At the universal level, even if the ICCPR expressly provides for the death penalty as an exception to the right to life and surrounds it by a series of specific safeguards, the General comment adopted by the Committee in charge of the interpretation of the Covenant states very clearly that article 6 on the right to life “refers generally to abolition in terms which strongly suggest that abolition is desirable... all measures of abolition should be considered as progress in the enjoyment of the right to life”.

Moreover, in its resolution 1745 of 16 may 1973, the Economic and Social Council invited the Secretary General to submit to it, at five-year intervals, periodic updated and analytical reports on capital punishment. In its resolution 1995/57 of 28 July 1995, the Council recommended that the quinquennial reports of the Secretary-General should also cover the implementation of the safeguards guaranteeing protection of the rights of those facing the death penalty2.

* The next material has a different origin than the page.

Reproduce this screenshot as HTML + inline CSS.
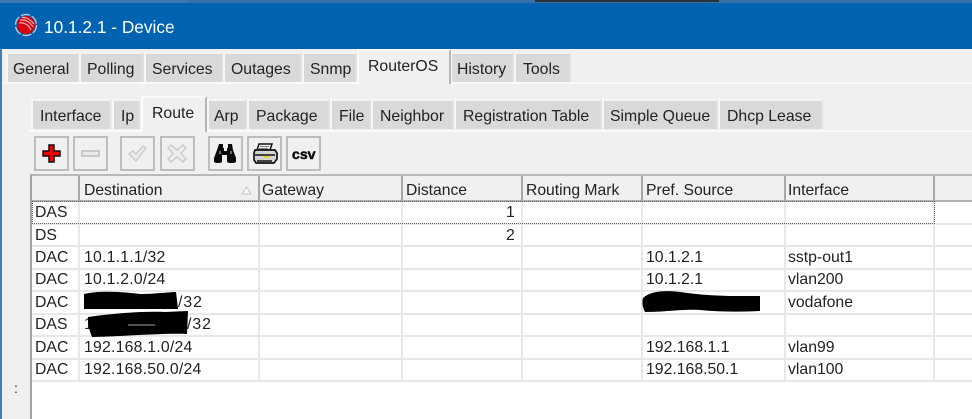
<!DOCTYPE html>
<html><head><meta charset="utf-8"><style>
html,body{margin:0;padding:0;width:972px;height:419px;overflow:hidden;background:#f0f0f0}
body{position:relative;font-family:"Liberation Sans",sans-serif;font-size:15.8px;color:#222;}
div,span,svg{position:absolute;box-sizing:border-box}
.t{white-space:nowrap;line-height:18px;height:18px;filter:blur(.3px)}
.d{letter-spacing:.22px}
.s{letter-spacing:1px}
.hd{font-size:15.7px;top:182px}
.tab{background:#d9d9d9;border:2px solid #f4f4f4;border-bottom:none;border-left-color:#f7f7f7;border-right:2px solid #e0e0e0}
.act{background:#f0f0f0;border:2px solid #fafafa;border-bottom:none;border-right:2px solid #b5b5b5}
.btn{top:136px;width:35px;height:35px;background:#f0f0f0;border:2px solid #bdbdbd}
.v{top:176px;width:2px;height:205px;background:#e8e8e8}
.vh{top:176px;width:2px;height:26px;background:#a8a8a8}
.h{left:32px;width:940px;height:2px;background:#e8e8e8}
</style></head><body>
<div style="left:0;top:0;width:972px;height:3px;background:#3f78ae"></div>
<div style="left:188px;top:0;width:784px;height:3px;background:#3871a8"></div>
<div style="left:535px;top:0;width:184px;height:2px;background:#2a2f3a"></div>
<div style="left:0;top:3px;width:972px;height:46px;background:#0063b1"></div>
<div style="left:0;top:49px;width:2px;height:370px;background:#3f7fb8"></div>
<svg style="left:14px;top:13px" width="24" height="24" viewBox="0 0 24 24"><circle cx="12" cy="12" r="10.5" fill="none" stroke="#b9c6d4" stroke-width="1.4" stroke-dasharray="9 2"/><circle cx="12" cy="12" r="9" fill="#d8000e"/><path d="M5 10 C10 9 15 12 17 17 M6 7 C11 6 16 9 19 14 M8 4.500 C12 4 17 7 20 11" fill="none" stroke="#ffc0c0" stroke-width="1.100"/></svg>
<div class="t" style="left:44px;top:18px;color:#fff;font-size:17.300px">10.1.2.1 - Device</div>

<div style="left:2px;top:82px;width:970px;height:2px;background:#fafafa"></div>
<div class="tab" style="left:6px;top:52px;width:73px;height:30px"></div><div class="t" style="left:13px;top:61px">General</div>
<div class="tab" style="left:79px;top:52px;width:65px;height:30px"></div><div class="t" style="left:87px;top:61px">Polling</div>
<div class="tab" style="left:144px;top:52px;width:79px;height:30px"></div><div class="t" style="left:152px;top:61px">Services</div>
<div class="tab" style="left:223px;top:52px;width:79px;height:30px"></div><div class="t" style="left:231px;top:61px">Outages</div>
<div class="tab" style="left:302px;top:52px;width:55px;height:30px"></div><div class="t" style="left:310px;top:61px">Snmp</div>
<div class="tab" style="left:450px;top:52px;width:64px;height:30px"></div><div class="t" style="left:457px;top:61px">History</div>
<div class="tab" style="left:514px;top:52px;width:57px;height:30px"></div><div class="t" style="left:523px;top:61px">Tools</div>
<div class="act" style="left:357px;top:49px;width:94px;height:35px"></div><div class="t" style="left:368px;top:58px">RouterOS</div>

<div style="left:29px;top:130px;width:943px;height:2px;background:#fafafa"></div>
<div class="tab" style="left:31px;top:99px;width:80px;height:30px"></div><div class="t" style="left:40px;top:108px">Interface</div>
<div class="tab" style="left:112px;top:99px;width:28px;height:30px"></div><div class="t" style="left:121px;top:108px">Ip</div>
<div class="tab" style="left:207px;top:99px;width:40px;height:30px"></div><div class="t" style="left:214px;top:108px">Arp</div>
<div class="tab" style="left:247px;top:99px;width:83px;height:30px"></div><div class="t" style="left:256px;top:108px">Package</div>
<div class="tab" style="left:330px;top:99px;width:41px;height:30px"></div><div class="t" style="left:339px;top:108px">File</div>
<div class="tab" style="left:371px;top:99px;width:83px;height:30px"></div><div class="t" style="left:380px;top:108px">Neighbor</div>
<div class="tab" style="left:454px;top:99px;width:148px;height:30px"></div><div class="t" style="left:463px;top:108px">Registration Table</div>
<div class="tab" style="left:602px;top:99px;width:116px;height:30px"></div><div class="t" style="left:610px;top:108px">Simple Queue</div>
<div class="tab" style="left:718px;top:99px;width:105px;height:30px"></div><div class="t" style="left:727px;top:108px">Dhcp Lease</div>
<div class="act" style="left:141px;top:96px;width:66px;height:36px"></div><div class="t" style="left:152px;top:105px">Route</div>

<div class="btn" style="left:34px"></div>
<svg style="left:34px;top:136px" width="35" height="35" viewBox="0 0 35 35"><path d="M15 9h5v6h6v5h-6v6h-5v-6h-6v-5h6z" fill="#f00000" stroke="#111" stroke-width="1.500"/></svg>
<div class="btn" style="left:73px"></div>
<svg style="left:73px;top:136px" width="35" height="35" viewBox="0 0 35 35"><rect x="9" y="15" width="17" height="5" fill="#e9e9e9" stroke="#bdbdbd" stroke-width="1.500"/></svg>
<div class="btn" style="left:120px"></div>
<svg style="left:120px;top:136px" width="35" height="35" viewBox="0 0 35 35"><path d="M9 18l4-3 3 3 7-8 3 2-10 13z" fill="#ececec" stroke="#c8c8c8" stroke-width="1.300"/></svg>
<div class="btn" style="left:160px"></div>
<svg style="left:160px;top:136px" width="35" height="35" viewBox="0 0 35 35"><path d="M11 9l6 5 6-5 3 3-5 5.500 5 5.500-3 3-6-5-6 5-3-3 5-5.500-5-5.500z" fill="#ececec" stroke="#c8c8c8" stroke-width="1.300"/></svg>
<div class="btn" style="left:208px"></div>
<svg style="left:208px;top:136px" width="35" height="35" viewBox="0 0 35 35"><path d="M11 8h4v4h1v3h3v-3h1V8h4l1 6 3 8v4l-2 1h-5l-2-1v-7h-5v7l-2 1H8l-2-1v-4l3-8z" fill="#0a0a0a"/><path d="M12 15v3M23 15v3" stroke="#ccc" stroke-width="1"/></svg>
<div class="btn" style="left:247px"></div>
<svg style="left:247px;top:136px" width="35" height="35" viewBox="0 0 35 35"><path d="M12 8h13l-2 6H10z" fill="#f4f4f4" stroke="#111" stroke-width="1.500"/><path d="M13 10.500h9M12 12.500h9" stroke="#555" stroke-width=".8"/><path d="M8 14h20l2 3v6l-3 4H9l-2-3v-7z" fill="#d4d4d4" stroke="#111" stroke-width="1.700"/><path d="M8 19h20" stroke="#111" stroke-width="1.500"/><rect x="16" y="20" width="7" height="2" fill="#e3d832"/><path d="M10 25h15" stroke="#111" stroke-width="1.500"/></svg>
<div class="btn" style="left:286px"></div>
<div style="left:286px;top:136px;width:35px;height:35px;text-align:center;font:bold 14px/40px 'Liberation Mono',monospace;color:#0a0a0a;letter-spacing:-.6px;-webkit-text-stroke:.5px #0a0a0a">csv</div>

<div style="left:30px;top:174px;width:942px;height:245px;background:#fff;border-left:2px solid #a3a3a3;border-top:2px solid #b9b9b9"></div>
<div style="left:32px;top:176px;width:940px;height:26px;background:#f0f0f0;border-bottom:2px solid #b0b0b0"></div>
<div class="v" style="left:78px"></div><div class="v" style="left:258px"></div><div class="v" style="left:401px"></div><div class="v" style="left:521px"></div><div class="v" style="left:641px"></div><div class="v" style="left:784px"></div><div class="v" style="left:933px"></div>
<div class="vh" style="left:78px"></div><div class="vh" style="left:258px"></div><div class="vh" style="left:401px"></div><div class="vh" style="left:521px"></div><div class="vh" style="left:641px"></div><div class="vh" style="left:784px"></div><div class="vh" style="left:933px"></div>
<div class="h" style="top:223px"></div><div class="h" style="top:245px"></div><div class="h" style="top:268px"></div><div class="h" style="top:290px"></div><div class="h" style="top:313px"></div><div class="h" style="top:335px"></div><div class="h" style="top:358px"></div><div class="h" style="top:380px"></div>
<div style="left:32px;top:201px;width:903px;height:23px;border:1px dotted #666"></div>
<svg style="left:241px;top:186px" width="11" height="9" viewBox="0 0 11 9"><path d="M1 8L5.500 1 10 8z" fill="#f8f8f8" stroke="#c4c4c4"/></svg>

<div class="t hd" style="left:84px">Destination</div><div class="t hd" style="left:262px">Gateway</div><div class="t hd" style="left:406px">Distance</div><div class="t hd" style="left:526px">Routing Mark</div><div class="t hd" style="left:646px">Pref. Source</div><div class="t hd" style="left:788px">Interface</div>

<div class="t" style="left:35px;top:204px">DAS</div><div class="t" style="left:506px;top:204px">1</div>
<div class="t" style="left:35px;top:227px">DS</div><div class="t" style="left:506px;top:227px">2</div>
<div class="t" style="left:35px;top:249px">DAC</div><div class="t d" style="left:84px;top:249px">10.1.1.1/32</div><div class="t" style="left:646px;top:249px">10.1.2.1</div><div class="t" style="left:788px;top:249px">sstp-out1</div>
<div class="t" style="left:35px;top:271px">DAC</div><div class="t d" style="left:84px;top:271px">10.1.2.0/24</div><div class="t" style="left:646px;top:271px">10.1.2.1</div><div class="t" style="left:788px;top:271px">vlan200</div>
<div class="t" style="left:35px;top:294px">DAC</div><div class="t s" style="left:178px;top:294px">/32</div><div class="t" style="left:788px;top:294px">vodafone</div>
<div class="t" style="left:35px;top:316px">DAS</div><div class="t" style="left:84px;top:316px">1</div><div class="t s" style="left:187px;top:316px">/32</div>
<div class="t" style="left:35px;top:339px">DAC</div><div class="t d" style="left:84px;top:339px">192.168.1.0/24</div><div class="t" style="left:646px;top:339px">192.168.1.1</div><div class="t" style="left:788px;top:339px">vlan99</div>
<div class="t" style="left:35px;top:361px">DAC</div><div class="t d" style="left:84px;top:361px">192.168.50.0/24</div><div class="t" style="left:646px;top:361px">192.168.50.1</div><div class="t" style="left:788px;top:361px">vlan100</div>

<svg style="left:0;top:0;pointer-events:none" width="972" height="419" viewBox="0 0 972 419">
<path d="M84 294C100 290 125 292 140 294C155 294 170 292 176 292L178 309H84z" fill="#000"/>
<path d="M88 317C110 314 140 311 165 312L188 311L187 334C165 333 130 336 92 337C89 330 88 324 88 317z" fill="#000"/>
<path d="M128 325h27" stroke="#ddd" stroke-width=".8"/>
<path d="M643 298C650 291 665 290 680 292C700 295 720 296 736 296L760 296V311C740 312 720 312 700 310C680 309 668 312 645 312C642 306 642 302 643 298z" fill="#000"/>
</svg>
<div class="t" style="left:14px;top:379px;font-size:14px">:</div>
</body></html>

Every year since 1997, the UN Commission on Human Rights calls upon all states that still maintain the death penalty “to establish a moratorium on executions, with a view to completely abolishing the death penalty”3.

On 8 December 1977, the UN General Assembly adopted as well a resolution on capital punishment stating that “the main objective to be pursued in the field of capital punishment is that of progressively restricting the number of offences for which the death penalty may be imposed with a view to the desirability of abolishing this punishment”4.